Que cette opposition soit disposée aujourd’hui au dialogue n’est-ce pas une reconnaissance de sa propre faiblesse alors même que celui dans le camp de qui est la balle pour ce dialogue a déclaré que la question d’une participation de l’opposition au gouvernement n’est pas à l’ordre du jour. Là où l’opposition pense devoir «aboutir à un mode de gestion concertée des grands problèmes auxquels le pays fait face», Mohamed Ould Abdel Aziz prétend avoir réussi : à Rosso, deux jours avant la commémoration de l’indépendance, il disait poursuivre la lutte contre la gabegie en mettant en garde “ceux qui pensent que le fait d'appartenir à la majorité prémunit contre les poursuites en cas de détournement», ou encore en divulguant les cas des directeur du budget et celui de la CNSS limogés visiblement pour fautes graves de gestion. Sans compter l’évocation des «hommes d'affaires coupables d'organiser des fuites frauduleuses de capitaux à l'étranger (qui) seront poursuivis et sévèrement punis».

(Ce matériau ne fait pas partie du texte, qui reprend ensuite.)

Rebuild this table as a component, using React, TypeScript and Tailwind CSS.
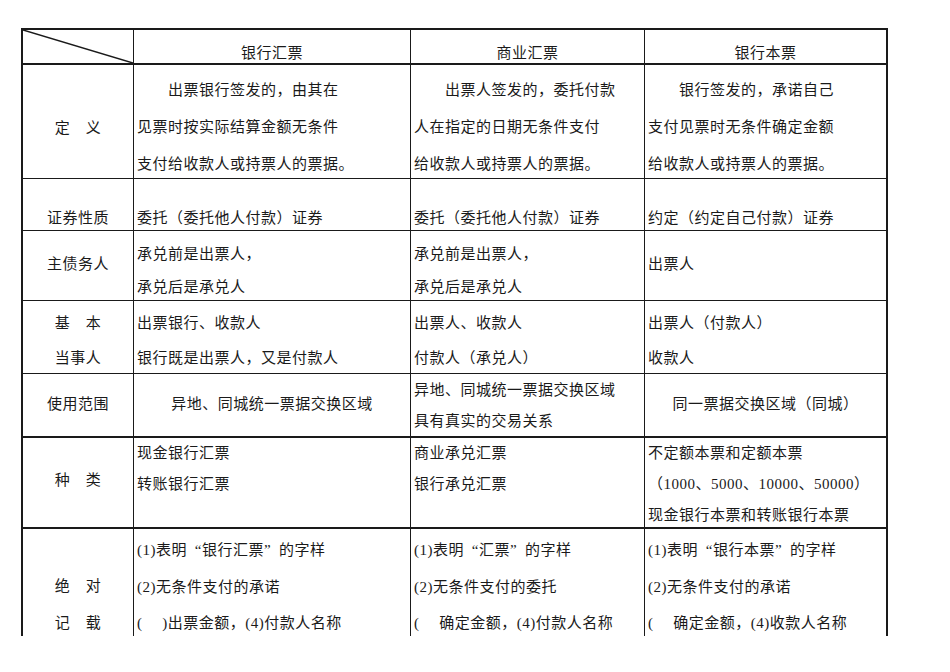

Encore une fois, la tache revient à cette opposition qui s’est employée dans son communiqué à des critiques voilées de l’action de Mohamed Ould Abdel Aziz. Celui-ci dit continuer le combat contre la gabegie. Dans la pratique, ce combat est affiché par les arrestations et mises en examen d’anciens cadres ou d’hommes d’affaires du système Taya. Et l’opposition de s’indigner contre «l’intimidation de l’élite politique administrative et économique», allusion certaine à l’affaire Ould Nagi, cet ancien gouverneur de la BCM et ministre du régime Ould Taya. A moins que l’opposition ne veuille faire de ce genre de cas un cheval de bataille, sa prise de position face à de telles affaires devrait se faire plus lucide : demander une justice équitable et sans pression. Sinon plus audacieuse : dénoncer les favoritismes dans le traitement des dossiers, s’interroger sur pourquoi un tel et non un tel autre, entreprendre ses propres investigations et, pourquoi pas révéler elle-même les scandales pour montrer une nouvelle manière de s’opposer en Mauritanie. Et à propos, cette opposition n’a pas osé dire ouvertement ce qu’elle entend par «graves concessions au détriment de la souveraineté nationale». S’il s’agit de l’histoire des vallées fossiles, un projet qu’Abdoulaye Wade a été obligé d’étouffer dans l’œuf il y a bientôt dix ans pour éviter un nouveau conflit entre le Sénégal et la Mauritanie, l’opposition a-t-elle préféré s’en tenir à l’allusion, histoire de ne pas blesser le voisin qui lui a permis de sortir honorablement de la crise politique ? Ou bien cette opposition manque-t-elle d’arguments suffisamment ficelés pour démontrer un anti patriotisme d’un régime dirigé par un général converti en civil ?



Et avec quels arguments ?



Si tant est qu’elle a le souci de «sauvegarder la souveraineté du pays et restaurer ses rapports équilibrés avec les grandes puissances et les pays voisins», l’opposition n’a-t-elle pas laissé suffisamment de marge de manœuvre à son rival ? Ould Abdel Aziz a pu très vite se faire accueillir par la France et l’Espagne et relancer la coopération militaire avec la première. C’est dire que cette conquête de certaines puissances le renforce davantage face à une équipe de l’opposition qui avait passé presque une année depuis le coup d’Etat du 06 août 2008 à chercher à convaincre la communauté internationale de faire échouer les putschistes. En plus, les pays voisins n’ont nul intérêt à se mettre dans le dos un pouvoir qu’ils considèrent de facto comme régulièrement élu.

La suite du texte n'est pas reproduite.